Create a table in a database if it doesn't already exist. This is alternative to DBI::dbCreateTable() with additional features for creating primary keys, unique indexes, and indexes.

Usage

create_database_table(
  db,
  table_name,
  new_data,
  primary_keys = NULL,
  unique_indexes = NULL,
  indexes = NULL,
  partition_by = NULL,
  partition_type = c("range", "list", "hash")[1],
  insert_data = TRUE
)

Arguments

db

A database connection or path to database (if sqlite or duckdb file extension).

table_name

A character string specifying the table to write to.

new_data

A data frame to write to the table.

primary_keys

A character vector of column names to use as the primary key, the main identifier of individual rows in a table.
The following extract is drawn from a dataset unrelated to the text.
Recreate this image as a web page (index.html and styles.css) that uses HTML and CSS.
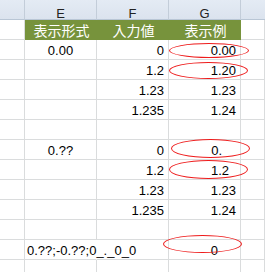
FILE: index.html
```html
<!DOCTYPE html>
<html lang="ja">
<head>
<meta charset="utf-8">
<link rel="stylesheet" href="styles.css">
</head>
<body>
<div class="sheet">
  <div class="grid">
    <div class="c hd"></div><div class="c hd">E</div><div class="c hd">F</div><div class="c hd">G</div><div class="c hd last"></div>

    <div class="c"></div><div class="c gr">表示形式</div><div class="c gr">入力値</div><div class="c gr gl">表示例</div><div class="c"></div>

    <div class="c"></div><div class="c ctr">0.00</div><div class="c num">0</div><div class="c num">0.00</div><div class="c"></div>
    <div class="c"></div><div class="c"></div><div class="c num">1.2</div><div class="c num">1.20</div><div class="c"></div>
    <div class="c"></div><div class="c"></div><div class="c num">1.23</div><div class="c num">1.23</div><div class="c"></div>
    <div class="c"></div><div class="c"></div><div class="c num">1.235</div><div class="c num">1.24</div><div class="c"></div>
    <div class="c"></div><div class="c"></div><div class="c"></div><div class="c"></div><div class="c"></div>

    <div class="c"></div><div class="c ctr">0.??</div><div class="c num">0</div><div class="c num"><span class="sp2">0.</span></div><div class="c"></div>
    <div class="c"></div><div class="c"></div><div class="c num">1.2</div><div class="c num"><span class="sp1">1.2</span></div><div class="c"></div>
    <div class="c"></div><div class="c"></div><div class="c num">1.23</div><div class="c num">1.23</div><div class="c"></div>
    <div class="c"></div><div class="c"></div><div class="c num">1.235</div><div class="c num">1.24</div><div class="c"></div>
    <div class="c"></div><div class="c"></div><div class="c"></div><div class="c"></div><div class="c"></div>

    <div class="c"></div><div class="c spill">0.??;-0.??;0_._0_0</div><div class="c"></div><div class="c num"><span class="sp3">0</span></div><div class="c"></div>
    <div class="c"></div><div class="c"></div><div class="c"></div><div class="c"></div><div class="c"></div>
  </div>

  <div class="oval o1"></div>
  <div class="oval o2"></div>
  <div class="oval o6"></div>
  <div class="oval o7"></div>
  <div class="oval o11"></div>
</div>
</body>
</html>
```

FILE: styles.css
```css
html, body {
  margin: 0;
  padding: 0;
  background: #ffffff;
  overflow: hidden;
}

.sheet {
  position: relative;
  width: 265px;
  height: 272px;
  overflow: hidden;
  font-family: "Liberation Sans", Arial, sans-serif;
  font-size: 13px;
  color: #000000;
}

.grid {
  display: grid;
  grid-template-columns: 25px 72px 72px 72px 24px;
  grid-auto-rows: 20px;
}

.c {
  box-sizing: border-box;
  border-right: 1px solid #dadcdd;
  border-bottom: 1px solid #dadcdd;
  line-height: 19px;
  padding-top: 1px;
  white-space: nowrap;
}

.hd {
  background: linear-gradient(#e4ebf4, #dbe3ee);
  border-right-color: #c3cdd9;
  border-bottom-color: #b9c6d5;
  text-align: center;
  padding-top: 6px;
  line-height: 15px;
  color: #222222;
}

.hd.last {
  border-right: none;
}

.gr {
  background: #77933c;
  border-right: none;
  border-bottom: none;
  color: #ffffff;
  text-align: center;
  font-family: "Noto Sans CJK JP", sans-serif;
  font-size: 14px;
  line-height: 19px;
  padding-top: 1px;
  padding-left: 1px;
}

.ctr {
  text-align: center;
}

.num {
  text-align: right;
  padding-right: 4px;
}

.spill {
  border-right-color: transparent;
  padding-left: 2px;
  overflow: visible;
}

.sp1 { padding-right: 7px; }
.sp2 { padding-right: 14px; }
.sp3 { padding-right: 18px; }

.oval {
  position: absolute;
  box-sizing: border-box;
  border: 1.5px solid #ee1c1c;
  border-radius: 50%;
}

.o1  { left: 169px; top: 43px;  width: 80px; height: 15px; }
.o2  { left: 169px; top: 62px;  width: 79px; height: 17px; }
.o6  { left: 171px; top: 139px; width: 79px; height: 19px; }
.o7  { left: 169px; top: 160px; width: 79px; height: 19px; }
.o11 { left: 163px; top: 235px; width: 79px; height: 18px; }
```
Multiple columns can be specified and uniqueness will be assessed based on the combination of columns. (e.g. primary_keys = c("col1", "col2") will add a primary key on the combination of col1 and col2).

unique_indexes

A list of character vector(s) of column names to use as unique indexes. These will be added to the table, in addition to the primary key, and will result in an error if non-unique data is inserted/existing. Indexes speed up queries by allowing for faster lookups, but can increase the size of the database and reduce write performance.

indexes

A list of character vector(s) of column names to use as indexes.

partition_by

(UNDER DEVELOPMENT) A named list of partitions to create, where names correspond to the names of the columns to partition by, and values correspond to the values of that column within each partition (i.e. partition_by = list(gear = list(c(1, 4), c(4, 6)), carb = list(c(1, 4), c(4, 10))) will create partition the table into 2 partitions, one for gears 1,2, and 3, and one for gear 4 and 5). True partitioning is only supported for Postgres, but for other types mulitiple partition tables will be created and linked using a View. If NULL (the default), no partitioning will be used.

partition_type

(UNDER DEVELOPMENT) A character string specifying the type of partitioning to use. Currently supports "range" (expects pairs of inclusive start and exclusive end values), "list" (expects vectors of values to match), and "hash" (expects single values). Default is "range". Ignored if partition_by is NULL.

insert_data

A logical indicating whether to insert the data frame provided in new_data into the created table. If FALSE, the table will be created but no data will be inserted.

Value

A data frame containing the number of rows inserted into the table.